» STATED PROBLEM: Retype all of the listing exactly, passing over any picture you find.

» DATA SHOWN:
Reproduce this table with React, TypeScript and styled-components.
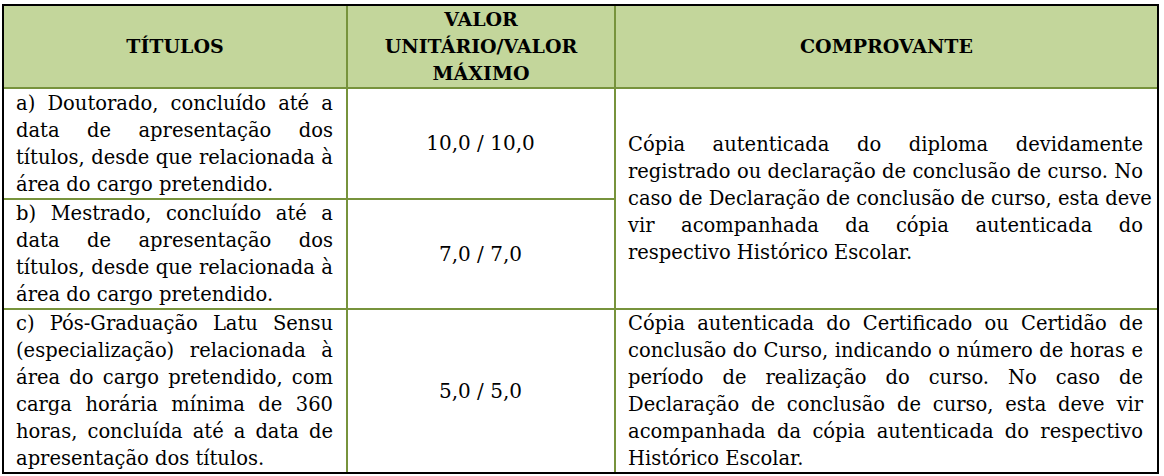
import React from "react";
import styled, { createGlobalStyle } from "styled-components";

const GlobalStyle = createGlobalStyle`
  html, body { margin: 0; padding: 0; background: #ffffff; }
  body { font-family: "DejaVu Serif", "Liberation Serif", serif; color: #000; }
`;

const Page = styled.div`
  padding: 4px 0 0 2px;
`;

const Table = styled.table`
  border-collapse: separate;
  border-spacing: 0;
  table-layout: fixed;
  width: 1157px;
  border: 2px solid #000;
  font-family: "DejaVu Serif", "Liberation Serif", serif;
  font-size: 19.5px;
  line-height: 27px;
`;

const HeadRow = styled.tr`
  height: 83px;
`;

const BodyRow = styled.tr<{ $h: number }>`
  height: ${(p) => p.$h}px;
`;

const HeadCell = styled.th<{ $last?: boolean }>`
  box-sizing: border-box;
  background: #c3d69b;
  font-size: 19px;
  font-weight: bold;
  text-align: center;
  vertical-align: middle;
  padding: 0 6px;
  border-bottom: 2px solid #77933c;
  border-right: ${(p) => (p.$last ? "none" : "2px solid #77933c")};
`;

const Cell = styled.td<{ $last?: boolean; $bottom?: boolean; $align?: "center" | "left"; $pl?: number; $pr?: number }>`
  box-sizing: border-box;
  vertical-align: middle;
  text-align: ${(p) => p.$align ?? "left"};
  padding: 0 ${(p) => p.$pr ?? 13}px 0 ${(p) => p.$pl ?? 12}px;
  border-right: ${(p) => (p.$last ? "none" : "2px solid #77933c")};
  border-bottom: ${(p) => (p.$bottom ? "none" : "2px solid #77933c")};
  overflow: hidden;
`;

const Value = styled.span`
  font-size: 20px;
`;

const Line = styled.span<{ $last?: boolean }>`
  display: block;
  white-space: nowrap;
  text-align: ${(p) => (p.$last ? "left" : "justify")};
  text-align-last: ${(p) => (p.$last ? "left" : "justify")};
`;

const Para: React.FC<{ lines: string[] }> = ({ lines }) => (
  <>
    {lines.map((l, i) => (
      <Line key={i} $last={i === lines.length - 1}>
        {l}
      </Line>
    ))}
  </>
);

const rowA = [
  "a) Doutorado, concluído até a",
  "data de apresentação dos",
  "títulos, desde que relacionada à",
  "área do cargo pretendido.",
];
const rowB = [
  "b) Mestrado, concluído até a",
  "data de apresentação dos",
  "títulos, desde que relacionada à",
  "área do cargo pretendido.",
];
const rowC = [
  "c) Pós-Graduação Latu Sensu",
  "(especialização) relacionada à",
  "área do cargo pretendido, com",
  "carga horária mínima de 360",
  "horas, concluída até a data de",
  "apresentação dos títulos.",
];
const compAB = [
  "Cópia autenticada do diploma devidamente",
  "registrado ou declaração de conclusão de curso. No",
  "caso de Declaração de conclusão de curso, esta deve",
  "vir acompanhada da cópia autenticada do",
  "respectivo Histórico Escolar.",
];
const compC = [
  "Cópia autenticada do Certificado ou Certidão de",
  "conclusão do Curso, indicando o número de horas e",
  "período de realização do curso. No caso de",
  "Declaração de conclusão de curso, esta deve vir",
  "acompanhada da cópia autenticada do respectivo",
  "Histórico Escolar.",
];

export default function App() {
  return (
    <>
      <GlobalStyle />
      <Page>
        <Table>
          <colgroup>
            <col style={{ width: 344 }} />
            <col style={{ width: 268 }} />
            <col style={{ width: 541 }} />
          </colgroup>
          <thead>
            <HeadRow>
              <HeadCell>TÍTULOS</HeadCell>
              <HeadCell>
                VALOR
                <br />
                UNITÁRIO/VALOR
                <br />
                MÁXIMO
              </HeadCell>
              <HeadCell $last>COMPROVANTE</HeadCell>
            </HeadRow>
          </thead>
          <tbody>
            <BodyRow $h={111}>
              <Cell>
                <Para lines={rowA} />
              </Cell>
              <Cell $align="center">
                <Value>10,0 / 10,0</Value>
              </Cell>
              <Cell $last rowSpan={2} $pl={12} $pr={14}>
                <Para lines={compAB} />
              </Cell>
            </BodyRow>
            <BodyRow $h={110}>
              <Cell>
                <Para lines={rowB} />
              </Cell>
              <Cell $align="center">
                <Value>7,0 / 7,0</Value>
              </Cell>
            </BodyRow>
            <BodyRow $h={162}>
              <Cell $bottom>
                <Para lines={rowC} />
              </Cell>
              <Cell $bottom $align="center">
                <Value>5,0 / 5,0</Value>
              </Cell>
              <Cell $bottom $last $pl={12} $pr={14}>
                <Para lines={compC} />
              </Cell>
            </BodyRow>
          </tbody>
        </Table>
      </Page>
    </>
  );
}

» RESULT OF THIS EXERCISE:
Reproduce this table with React, TypeScript and styled-components.
import React from "react";
import styled, { createGlobalStyle } from "styled-components";

const GlobalStyle = createGlobalStyle`
  html, body { margin: 0; padding: 0; background: #ffffff; }
  body { font-family: "DejaVu Serif", "Liberation Serif", serif; color: #000; }
`;

const Page = styled.div`
  padding: 4px 0 0 2px;
`;

const Table = styled.table`
  border-collapse: separate;
  border-spacing: 0;
  table-layout: fixed;
  width: 1157px;
  border: 2px solid #000;
  font-family: "DejaVu Serif", "Liberation Serif", serif;
  font-size: 19.5px;
  line-height: 27px;
`;

const HeadRow = styled.tr`
  height: 83px;
`;

const BodyRow = styled.tr<{ $h: number }>`
  height: ${(p) => p.$h}px;
`;

const HeadCell = styled.th<{ $last?: boolean }>`
  box-sizing: border-box;
  background: #c3d69b;
  font-size: 19px;
  font-weight: bold;
  text-align: center;
  vertical-align: middle;
  padding: 0 6px;
  border-bottom: 2px solid #77933c;
  border-right: ${(p) => (p.$last ? "none" : "2px solid #77933c")};
`;

const Cell = styled.td<{ $last?: boolean; $bottom?: boolean; $align?: "center" | "left"; $pl?: number; $pr?: number }>`
  box-sizing: border-box;
  vertical-align: middle;
  text-align: ${(p) => p.$align ?? "left"};
  padding: 0 ${(p) => p.$pr ?? 13}px 0 ${(p) => p.$pl ?? 12}px;
  border-right: ${(p) => (p.$last ? "none" : "2px solid #77933c")};
  border-bottom: ${(p) => (p.$bottom ? "none" : "2px solid #77933c")};
  overflow: hidden;
`;

const Value = styled.span`
  font-size: 20px;
`;

const Line = styled.span<{ $last?: boolean }>`
  display: block;
  white-space: nowrap;
  text-align: ${(p) => (p.$last ? "left" : "justify")};
  text-align-last: ${(p) => (p.$last ? "left" : "justify")};
`;

const Para: React.FC<{ lines: string[] }> = ({ lines }) => (
  <>
    {lines.map((l, i) => (
      <Line key={i} $last={i === lines.length - 1}>
        {l}
      </Line>
    ))}
  </>
);

const rowA = [
  "a) Doutorado, concluído até a",
  "data de apresentação dos",
  "títulos, desde que relacionada à",
  "área do cargo pretendido.",
];
const rowB = [
  "b) Mestrado, concluído até a",
  "data de apresentação dos",
  "títulos, desde que relacionada à",
  "área do cargo pretendido.",
];
const rowC = [
  "c) Pós-Graduação Latu Sensu",
  "(especialização) relacionada à",
  "área do cargo pretendido, com",
  "carga horária mínima de 360",
  "horas, concluída até a data de",
  "apresentação dos títulos.",
];
const compAB = [
  "Cópia autenticada do diploma devidamente",
  "registrado ou declaração de conclusão de curso. No",
  "caso de Declaração de conclusão de curso, esta deve",
  "vir acompanhada da cópia autenticada do",
  "respectivo Histórico Escolar.",
];
const compC = [
  "Cópia autenticada do Certificado ou Certidão de",
  "conclusão do Curso, indicando o número de horas e",
  "período de realização do curso. No caso de",
  "Declaração de conclusão de curso, esta deve vir",
  "acompanhada da cópia autenticada do respectivo",
  "Histórico Escolar.",
];

export default function App() {
  return (
    <>
      <GlobalStyle />
      <Page>
        <Table>
          <colgroup>
            <col style={{ width: 344 }} />
            <col style={{ width: 268 }} />
            <col style={{ width: 541 }} />
          </colgroup>
          <thead>
            <HeadRow>
              <HeadCell>TÍTULOS</HeadCell>
              <HeadCell>
                VALOR
                <br />
                UNITÁRIO/VALOR
                <br />
                MÁXIMO
              </HeadCell>
              <HeadCell $last>COMPROVANTE</HeadCell>
            </HeadRow>
          </thead>
          <tbody>
            <BodyRow $h={111}>
              <Cell>
                <Para lines={rowA} />
              </Cell>
              <Cell $align="center">
                <Value>10,0 / 10,0</Value>
              </Cell>
              <Cell $last rowSpan={2} $pl={12} $pr={14}>
                <Para lines={compAB} />
              </Cell>
            </BodyRow>
            <BodyRow $h={110}>
              <Cell>
                <Para lines={rowB} />
              </Cell>
              <Cell $align="center">
                <Value>7,0 / 7,0</Value>
              </Cell>
            </BodyRow>
            <BodyRow $h={162}>
              <Cell $bottom>
                <Para lines={rowC} />
              </Cell>
              <Cell $bottom $align="center">
                <Value>5,0 / 5,0</Value>
              </Cell>
              <Cell $bottom $last $pl={12} $pr={14}>
                <Para lines={compC} />
              </Cell>
            </BodyRow>
          </tbody>
        </Table>
      </Page>
    </>
  );
}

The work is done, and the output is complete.